Millennials may not have high-budget production values, but the no-frills packaging disguises a surprisingly nuanced presentation of the evergreen “kids today” narrative. “I started interviewing kids once a year in hopes of helping them find their stories,” Stevenson says in his intro, and for the most part he cuts through the tired millennial stereotypes by letting the kids have their say: Mercifully, there are no talking heads or “experts” attempting to explain millennials’ behavior.

Refusing to make grand statements about millennials is a wise move. Instead of a nebulous thinkpiece come to life, Millennials is about the specific stories of its subjects. One girl, Danielle, was sexually assaulted at a party at the age of 12, and we see her struggle with the psychological effects of the attack in the years after; another girl, Gwenth, grows up chafing against her overprotective parents, who immigrated to the States from Vietnam. Rather than cutting back and forth between stories, Stevenson devotes about a third of each episode to one person’s story — a snapshot of a crucial, formative time in each of their lives.

Played back to back, these stories reveal a lot of common ground. In the first three episodes, most of the kids express the desire to feel in control of their lives. They want to be listened to, they want their parents’ attention, and they want their lives to be meaningful. They’re impatient for adulthood; one boy describes feeling “restless in a wanting something bigger kind of way, as long as I can remember.” Many of their parents are or eventually become divorced. Millennials may not traffic in melodrama, but the kids Stevenson chooses are a troubled bunch: drugs, self-harm, institutional visits, absent fathers and mothers, and mental breakdowns are persistent throughout the series.

What stands out the most is how normal it all looks. The marketing aimed toward the lucrative 18-34 demographic would have you believe all millennials base their life choices on the misadventures of Hannah Horvath, impulsively shelling out cash for summer music festivals and take-out cupcakes. On not a few TV shows, millennials stroll through New York City and L.A. with an aimless charm that belies the generational anxiety bubbling underneath.

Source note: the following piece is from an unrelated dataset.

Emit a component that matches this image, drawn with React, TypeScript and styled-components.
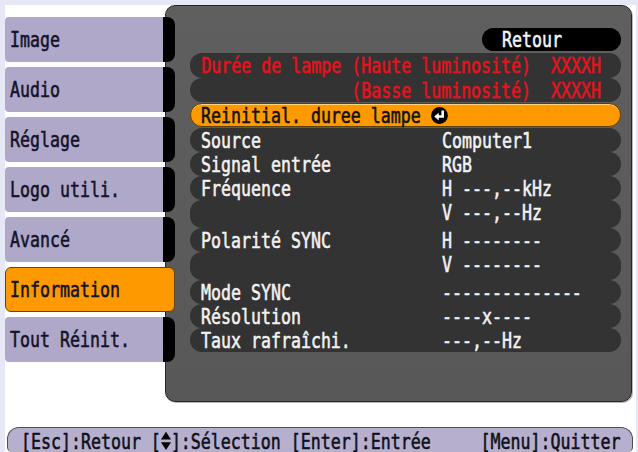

The boys and girls of Millennials are grounded by very real, if mundane, problems. Divorce has become so common that it’s easy to forget how earth shattering it can feel to a kid, and many of the children featured are torn apart when their parents split apart. Others struggle with depression or feeling unable to meet their parents’ high expectations. One boy who emigrated from Mexico as an 11-year-old finds out only as he’s poised to graduate high school that he and his family are not legal citizens, and so he can’t apply to colleges. Some find religion as adolescents, while others reject it.

Ironically, the show’s marketing materials would likely turn off most millennials; the key image, which shows Stevenson lying on the grass on his back in a nod to the Boyhood poster, looks more like parody than winking homage. But this less-than-savvy approach suits the program. It may lack the high-sheen gloss of other products aimed at millennials, but it also lacks the whiff of desperation and condescension they so often radiate.